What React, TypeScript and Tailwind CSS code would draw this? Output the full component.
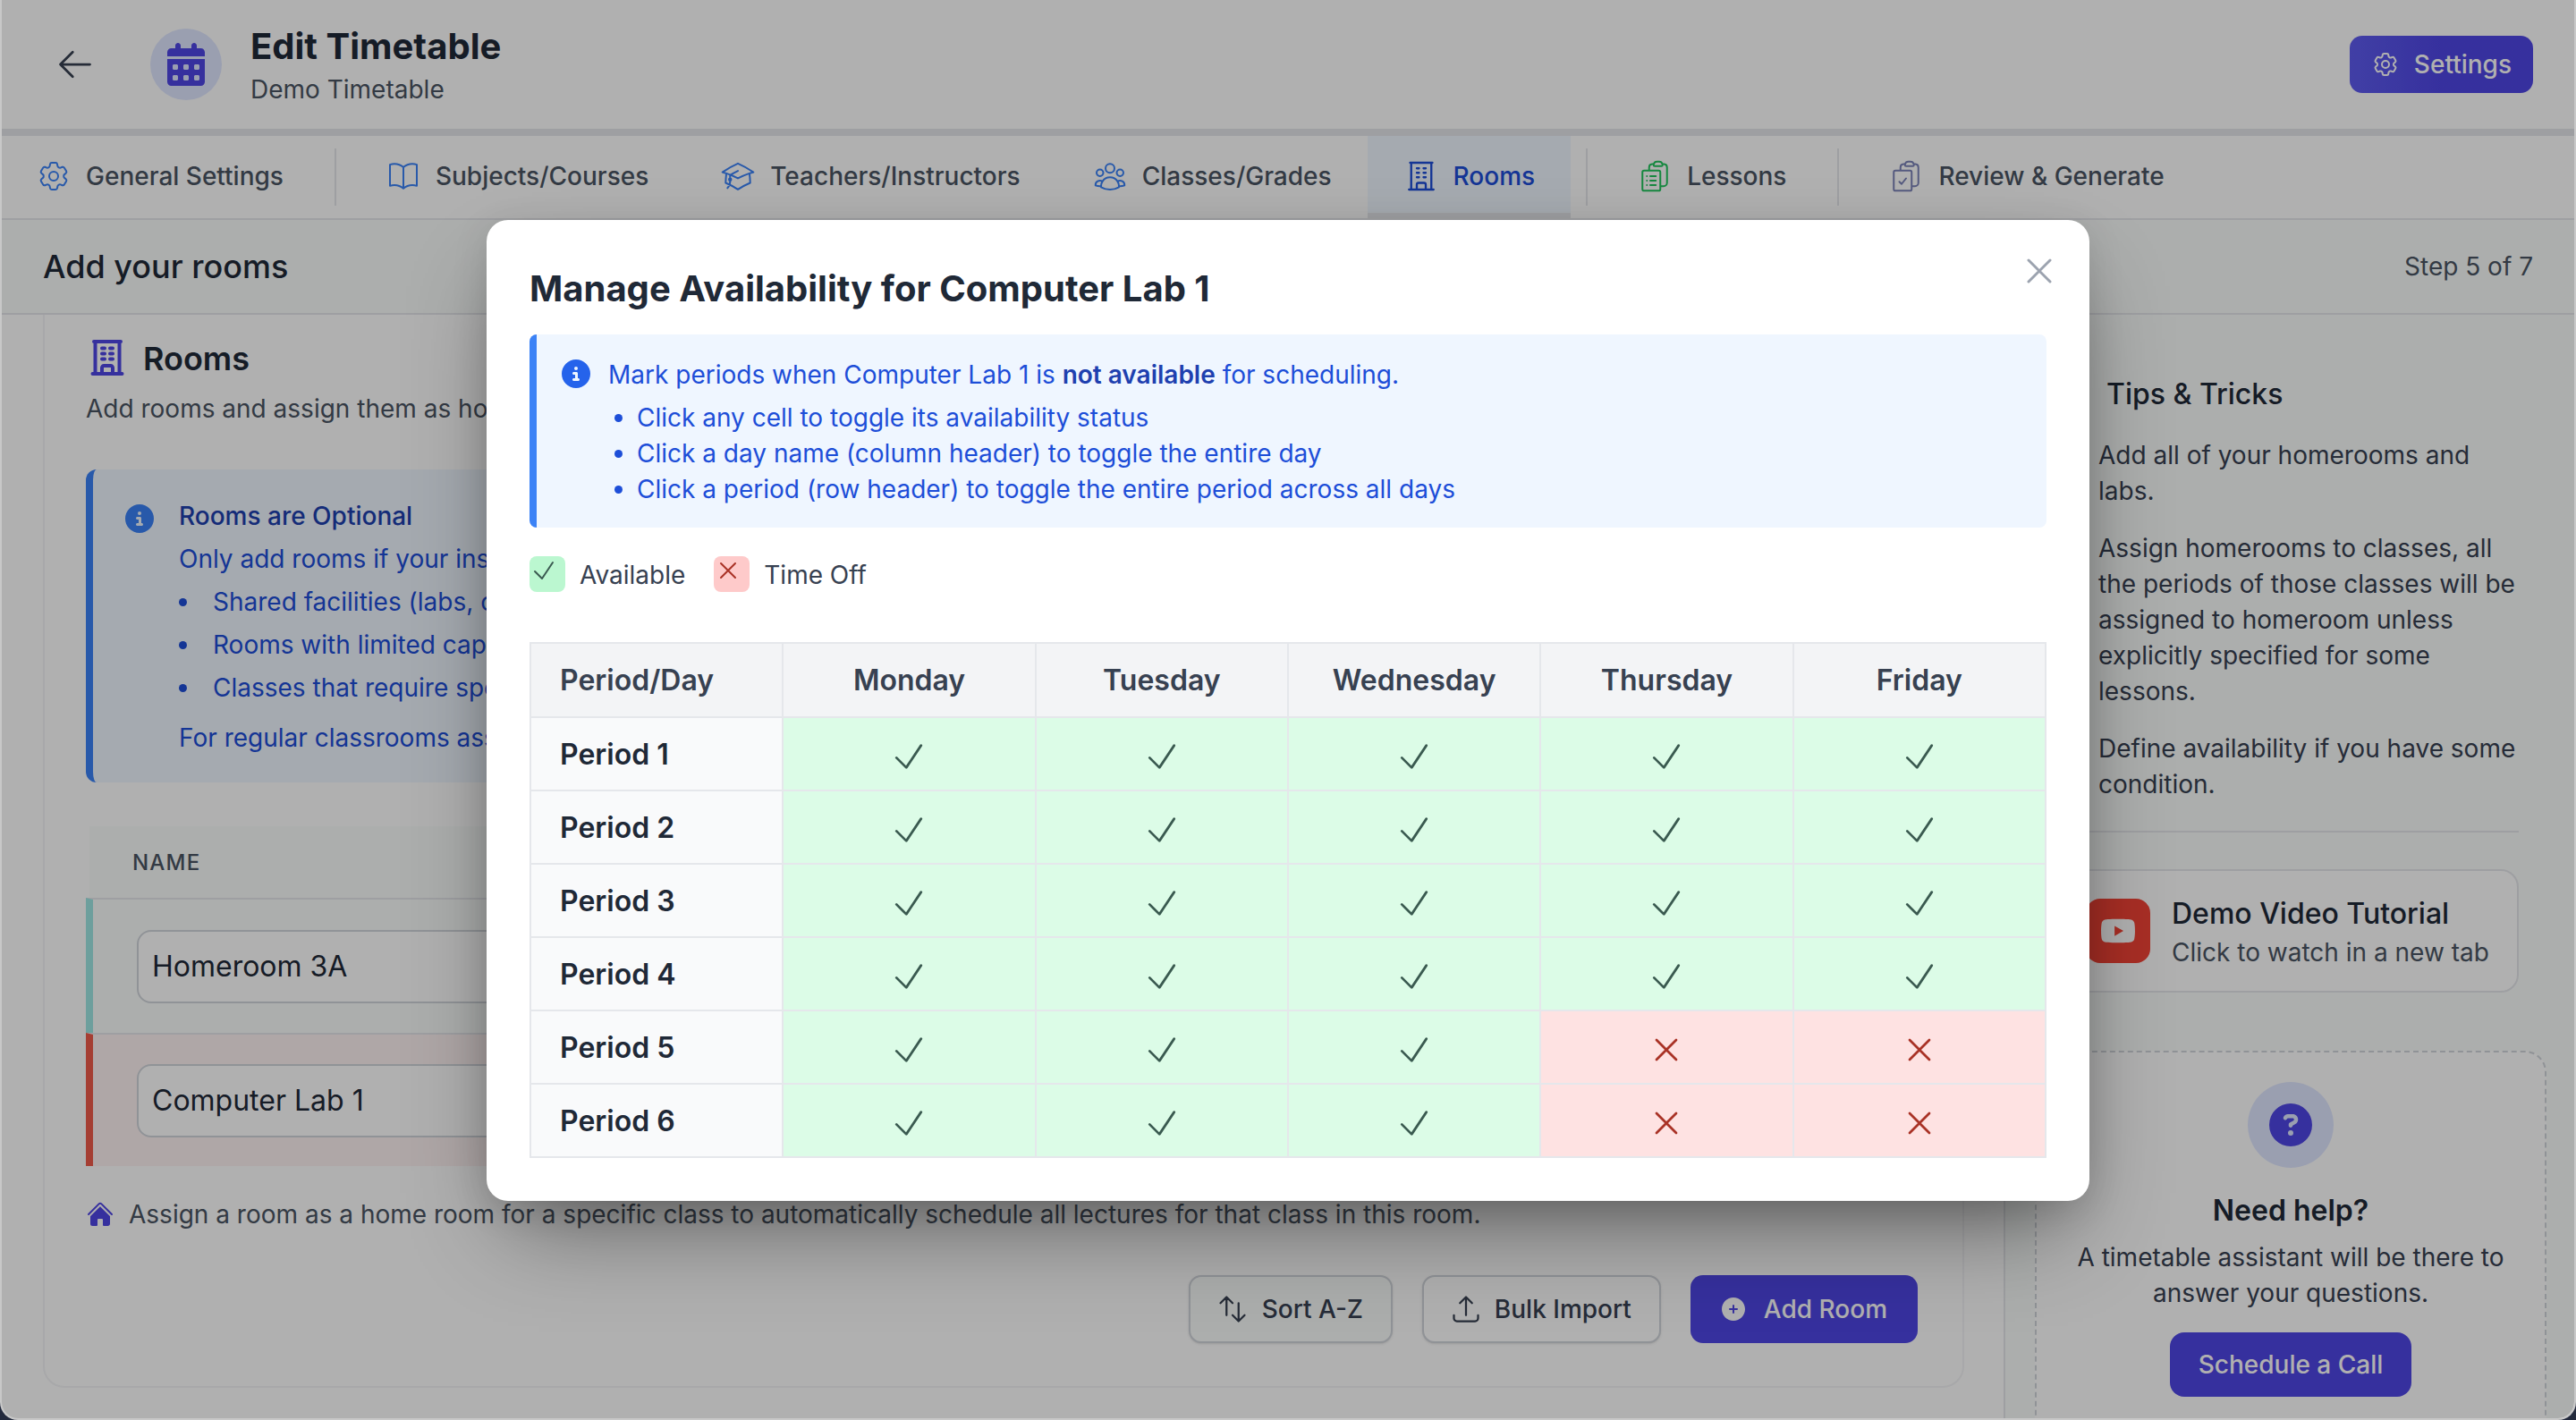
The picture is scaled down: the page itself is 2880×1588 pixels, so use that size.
import React from "react";
import {
  HiOutlineCog6Tooth,
  HiOutlineBookOpen,
  HiOutlineAcademicCap,
  HiOutlineUserGroup,
  HiOutlineBuildingOffice,
  HiOutlineClipboardDocumentList,
  HiOutlineClipboardDocumentCheck,
  HiOutlineArrowLeft,
  HiOutlineArrowsUpDown,
  HiOutlineArrowUpTray,
  HiOutlineCheck,
  HiOutlineXMark,
  HiPlusCircle,
  HiHome,
} from "react-icons/hi2";
import { FaCalendarDays, FaCircleInfo, FaCircleQuestion, FaYoutube } from "react-icons/fa6";

const days = ["Monday", "Tuesday", "Wednesday", "Thursday", "Friday"];
const periods = ["Period 1", "Period 2", "Period 3", "Period 4", "Period 5", "Period 6"];

function Tab({
  icon,
  label,
  active,
  pl,
}: {
  icon: React.ReactNode;
  label: string;
  active?: boolean;
  pl?: string;
}) {
  return (
    <div
      className={
        "flex h-[92px] items-center gap-[16px] border-b-[6px] pr-[40px] pt-[3px] text-[28px] font-medium leading-[40px] whitespace-nowrap " +
        (pl ?? "pl-[40px]") +
        (active ? " border-[#e5e7eb] bg-[#eff6ff] text-[#1d4ed8]" : " border-transparent text-[#4b5563]")
      }
    >
      {icon}
      <span>{label}</span>
    </div>
  );
}

function TabDivider() {
  return <div className="mx-[17px] h-[64px] w-[2px] shrink-0 bg-[#e5e7eb]" />;
}

function Dot() {
  return <span className="h-[9px] w-[9px] shrink-0 rounded-full bg-[#1d4ed8]" />;
}

export default function App() {
  return (
    <div className="h-[1588px] w-full overflow-hidden bg-[#232a3d] [font-family:Inter,sans-serif]">
      <div className="relative flex h-full flex-col overflow-hidden rounded-b-[20px] border-x-2 border-b-2 border-[#c8c8c8] bg-white text-[#1f2937]">
        {/* Header */}
        <header className="flex h-[152px] shrink-0 items-center justify-between border-b-8 border-[#e5e7eb] pl-[60px] pr-[46px]">
          <div className="flex items-center">
            <HiOutlineArrowLeft className="text-[#374151]" size={44} />
            <div className="ml-[62px] flex h-[80px] w-[80px] items-center justify-center rounded-full bg-[#e0e7ff] text-[#4f46e5]">
              <FaCalendarDays size={48} />
            </div>
            <div className="ml-[32px] flex flex-col">
              <div className="text-[40px] font-bold leading-[56px]">Edit Timetable</div>
              <div className="text-[28px] leading-[40px] text-[#4b5563]">Demo Timetable</div>
            </div>
          </div>
          <button className="flex h-[64px] items-center gap-[16px] rounded-[14px] bg-linear-to-r from-[#5f5cf0] via-[#4f46e5] to-[#4f46e5] px-[24px] text-[28px] font-medium text-white">
            <HiOutlineCog6Tooth size={32} />
            Settings
          </button>
        </header>

        {/* Tabs */}
        <nav className="flex h-[94px] shrink-0 border-b-2 border-[#e5e7eb]">
          <div className="flex h-[92px] items-center">
            <Tab pl="pl-[38px]" label="General Settings" icon={<HiOutlineCog6Tooth size={40} strokeWidth={1.2} className="text-[#3b82f6]" />} />
            <TabDivider />
            <Tab pl="pl-[38px]" label="Subjects/Courses" icon={<HiOutlineBookOpen size={40} strokeWidth={1.2} className="text-[#3b82f6]" />} />
            <Tab label="Teachers/Instructors" icon={<HiOutlineAcademicCap size={40} strokeWidth={1.2} className="text-[#3b82f6]" />} />
            <Tab label="Classes/Grades" icon={<HiOutlineUserGroup size={40} strokeWidth={1.2} className="text-[#3b82f6]" />} />
            <Tab active label="Rooms" icon={<HiOutlineBuildingOffice size={40} strokeWidth={1.4} className="text-[#1d4ed8]" />} />
            <TabDivider />
            <Tab pl="pl-[38px]" label="Lessons" icon={<HiOutlineClipboardDocumentList size={40} strokeWidth={1.2} className="text-[#22c55e]" />} />
            <TabDivider />
            <Tab pl="pl-[38px]" label="Review & Generate" icon={<HiOutlineClipboardDocumentCheck size={40} strokeWidth={1.2} className="text-[#7c83b8]" />} />
          </div>
        </nav>

        {/* Step title */}
        <div className="flex h-[106px] shrink-0 items-center justify-between border-b-2 border-[#e5e7eb] bg-[#fafcfb] pl-[46px] pr-[46px]">
          <h2 className="text-[36px] font-medium text-[#1f2937]">Add your rooms</h2>
          <span className="text-[28px] text-[#4b5563]">Step 5 of 7</span>
        </div>

        {/* Body */}
        <div className="flex min-h-0 flex-1">
          <main className="min-w-0 flex-1 overflow-hidden pl-[46px] pr-[44px]">
            <div className="-mt-[24px] flex flex-col rounded-[24px] border-2 border-[#f3f4f6] pl-[46px] pr-[48px] pt-[46px]">
              <div className="flex h-[48px] items-center gap-[16px]">
                <HiOutlineBuildingOffice size={48} strokeWidth={2} className="text-[#4f46e5]" />
                <h3 className="pt-[1px] text-[36px] font-semibold leading-[48px]">Rooms</h3>
              </div>
              <p className="mt-[13px] whitespace-nowrap text-[28px] leading-[40px] text-[#4b5563]">
                Add rooms and assign them as homerooms or specialised spaces for your timetable.
              </p>

              <div className="mt-[48px] flex h-[350px] rounded-[12px] border-l-8 border-[#3b82f6] bg-[#eff6ff] pl-[36px] pt-[32px] text-[#1d4ed8]">
                <FaCircleInfo size={32} className="mt-[7px] shrink-0 text-[#3b82f6]" />
                <div className="ml-[28px] flex flex-col text-[28px] leading-[40px] whitespace-nowrap">
                  <div className="font-medium text-[#1e40af]">Rooms are Optional</div>
                  <div className="mt-[8px]">Only add rooms if your institution has specific constraints such as:</div>
                  <div className="mt-[8px] flex flex-col gap-[8px]">
                    {[
                      "Shared facilities (labs, computer rooms, gyms)",
                      "Rooms with limited capacity or availability",
                      "Classes that require specialised equipment",
                    ].map((t) => (
                      <div key={t} className="flex items-center">
                        <Dot />
                        <span className="ml-[29px]">{t}</span>
                      </div>
                    ))}
                  </div>
                  <div className="mt-[16px]">For regular classrooms assigned to one class, you can skip this step.</div>
                </div>
              </div>

              <div className="ml-[4px] mt-[49px] flex h-[80px] items-center bg-[#fafcfb] pl-[48px] pt-[2px] text-[24px] font-medium tracking-[1.2px] text-[#4b5563]">
                NAME
              </div>
              <div className="flex h-[151px] items-center border-l-8 border-t-2 border-l-[#9fe6e4] border-t-[#e5e7eb] bg-[#fafcfb] pl-[49px]">
                <div className="flex h-[82px] w-[900px] items-center rounded-[16px] border-2 border-[#d1d5db] bg-white pl-[15px] text-[32px] text-[#1f2937]">
                  Homeroom 3A
                </div>
              </div>
              <div className="flex h-[149px] items-center border-l-8 border-t-2 border-l-[#f05a4a] border-t-[#e5e7eb] bg-[#fef2f2] pl-[49px]">
                <div className="flex h-[82px] w-[900px] items-center rounded-[16px] border-2 border-[#d1d5db] bg-white pl-[15px] text-[32px] text-[#1f2937]">
                  Computer Lab 1
                </div>
              </div>

              <div className="mt-[34px] flex h-[40px] items-center gap-[16px] text-[28px] text-[#4b5563]">
                <HiHome size={32} className="text-[#4f46e5]" />
                <span>Assign a room as a home room for a specific class to automatically schedule all lectures for that class in this room.</span>
              </div>

              <div className="mt-[48px] flex justify-end gap-[33px] pb-[48px] pr-[2px] text-[28px] font-medium">
                <button className="flex h-[76px] items-center gap-[15px] rounded-[14px] border-2 border-[#d1d5db] bg-[#fafcfb] pl-[29px] pr-[31px] text-[#374151] shadow-sm">
                  <HiOutlineArrowsUpDown size={36} />
                  Sort A-Z
                </button>
                <button className="flex h-[76px] items-center gap-[14px] rounded-[14px] border-2 border-[#d1d5db] bg-white pl-[29px] pr-[31px] text-[#374151] shadow-sm">
                  <HiOutlineArrowUpTray size={36} />
                  Bulk Import
                </button>
                <button className="flex h-[76px] items-center gap-[18px] rounded-[14px] bg-[#4f46e5] pl-[32px] pr-[34px] text-white">
                  <HiPlusCircle size={32} />
                  Add Room
                </button>
              </div>
            </div>
          </main>

          {/* Sidebar */}
          <aside className="w-[638px] shrink-0 overflow-hidden border-l-2 border-[#e5e7eb] bg-[#fafcfb] pl-[33px] pr-[31px] pt-[65px]">
            <div className="mx-[31px]">
              <div className="ml-[49px] text-[32px] font-medium leading-[48px] text-[#1f2937]">Tips &amp; Tricks</div>
              <div className="ml-[40px] mt-[24px] flex flex-col gap-[24px] text-[28px] leading-[40px] text-[#374151]">
                <p>Add all of your homerooms and labs.</p>
                <p>Assign homerooms to classes, all the periods of those classes will be assigned to homeroom unless explicitly specified for some lessons.</p>
                <p>Define availability if you have some condition.</p>
              </div>
              <div className="mt-[32px] h-[2px] bg-[#e5e7eb]" />
              <div className="mt-[41px] flex h-[138px] items-center gap-[24px] rounded-[20px] border-2 border-[#e5e7eb] bg-white pl-[24px]">
                <div className="flex h-[72px] w-[72px] items-center justify-center rounded-[16px] bg-[#f44336] text-white">
                  <FaYoutube size={40} />
                </div>
                <div className="flex flex-col whitespace-nowrap pt-[2px]">
                  <div className="text-[32px] font-medium leading-[44px] text-[#1f2937]">Demo Video Tutorial</div>
                  <div className="mt-[1px] text-[28px] leading-[40px] text-[#4b5563]">Click to watch in a new tab</div>
                </div>
              </div>
            </div>
            <div className="mt-[65px] flex h-[440px] flex-col items-center rounded-[24px] border-2 border-dashed border-[#d1d5db] bg-white pt-[33px] text-center">
              <div className="flex h-[96px] w-[96px] items-center justify-center rounded-full bg-[#e0e7ff] text-[#4f46e5]">
                <FaCircleQuestion size={48} />
              </div>
              <div className="mt-[24px] text-[32px] font-semibold leading-[48px] text-[#1f2937]">Need help?</div>
              <p className="mt-[8px] w-[500px] text-[28px] leading-[40px] text-[#374151]">A timetable assistant will be there to answer your questions.</p>
              <button className="mt-[24px] flex h-[72px] items-center rounded-[16px] bg-[#4f46e5] px-[32px] text-[28px] font-medium text-white">
                Schedule a Call
              </button>
            </div>
          </aside>
        </div>

        {/* Overlay + modal */}
        <div className="absolute inset-0 flex items-center justify-center bg-black/[0.31]">
          <div className="relative mt-[3px] flex h-[1097px] w-[1792px] flex-col rounded-[24px] bg-white p-[48px] shadow-[0_50px_100px_-24px_rgba(0,0,0,0.45),0_10px_40px_0_rgba(0,0,0,0.12)]">
            <button className="absolute right-[32px] top-[33px] text-[#9ca3af]">
              <HiOutlineXMark size={48} />
            </button>
            <h2 className="pt-[1px] text-[40px] font-bold leading-[55px] text-[#1f2937]">Manage Availability for Computer Lab 1</h2>

            <div className="mt-[24px] flex h-[216px] rounded-[8px] border-l-8 border-[#3b82f6] bg-[#eff6ff] pl-[28px] pt-[25px] text-[28px] leading-[40px] text-[#1d4ed8]">
              <FaCircleInfo size={32} className="mt-[3px] shrink-0 text-[#2563eb]" />
              <div className="ml-[20px] flex flex-col">
                <div>
                  Mark periods when Computer Lab 1 is <strong className="font-semibold text-[#1e40af]">not available</strong> for scheduling.
                </div>
                <div className="mt-[8px] flex flex-col">
                  {[
                    "Click any cell to toggle its availability status",
                    "Click a day name (column header) to toggle the entire day",
                    "Click a period (row header) to toggle the entire period across all days",
                  ].map((t) => (
                    <div key={t} className="flex items-center pl-[7px]">
                      <Dot />
                      <span className="ml-[16px]">{t}</span>
                    </div>
                  ))}
                </div>
              </div>
            </div>

            <div className="mt-[32px] flex h-[40px] items-center text-[28px] text-[#374151]">
              <span className="flex h-[40px] w-[40px] items-center justify-center rounded-[8px] bg-[#bbf7d0] pb-[8px] pr-[8px] text-[#3a5a50]">
                <HiOutlineCheck size={36} />
              </span>
              <span className="ml-[16px] pt-[1px]">Available</span>
              <span className="ml-[32px] flex h-[40px] w-[40px] items-center justify-center rounded-[8px] bg-[#fecaca] pb-[8px] pr-[8px] text-[#a93226]">
                <HiOutlineXMark size={36} />
              </span>
              <span className="ml-[16px] pt-[1px]">Time Off</span>
            </div>

            <table className="mt-[56px] w-full table-fixed border-collapse border-2 border-[#e5e7eb]">
              <thead>
                <tr className="bg-[#f3f4f6] text-[32px] font-semibold text-[#374151]">
                  <th className="h-[83px] border-2 border-[#e5e7eb] pl-[32px] pt-[1px] text-left font-semibold">Period/Day</th>
                  {days.map((d) => (
                    <th key={d} className="h-[83px] border-2 border-[#e5e7eb] pt-[1px] text-center font-semibold">
                      {d}
                    </th>
                  ))}
                </tr>
              </thead>
              <tbody>
                {periods.map((p, r) => (
                  <tr key={p}>
                    <td className="h-[82px] border-2 border-[#e5e7eb] bg-[#f9fafb] pl-[32px] pt-[2px] text-[32px] font-semibold text-[#1f2937]">{p}</td>
                    {days.map((d, c) => {
                      const off = r >= 4 && c >= 3;
                      return (
                        <td key={d} className={"h-[82px] border-2 border-[#e5e7eb] pt-[5px] " + (off ? "bg-[#fee2e2]" : "bg-[#dcfce7]")}>
                          <div className={"flex justify-center " + (off ? "text-[#a93226]" : "text-[#3a5a50]")}>
                            {off ? <HiOutlineXMark size={44} /> : <HiOutlineCheck size={44} />}
                          </div>
                        </td>
                      );
                    })}
                  </tr>
                ))}
              </tbody>
            </table>
          </div>
        </div>
      </div>
    </div>
  );
}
* * * * * * *
● **What is expected**
Track down every line with the word "that" and copy it.

● **Finished exercise**
The picture is scaled down: the page itself is 2880×1588 pixels, so use that size.
                      "Classes that require specialised equipment",
                <span>Assign a room as a home room for a specific class to automatically schedule all lectures for that class in this room.</span>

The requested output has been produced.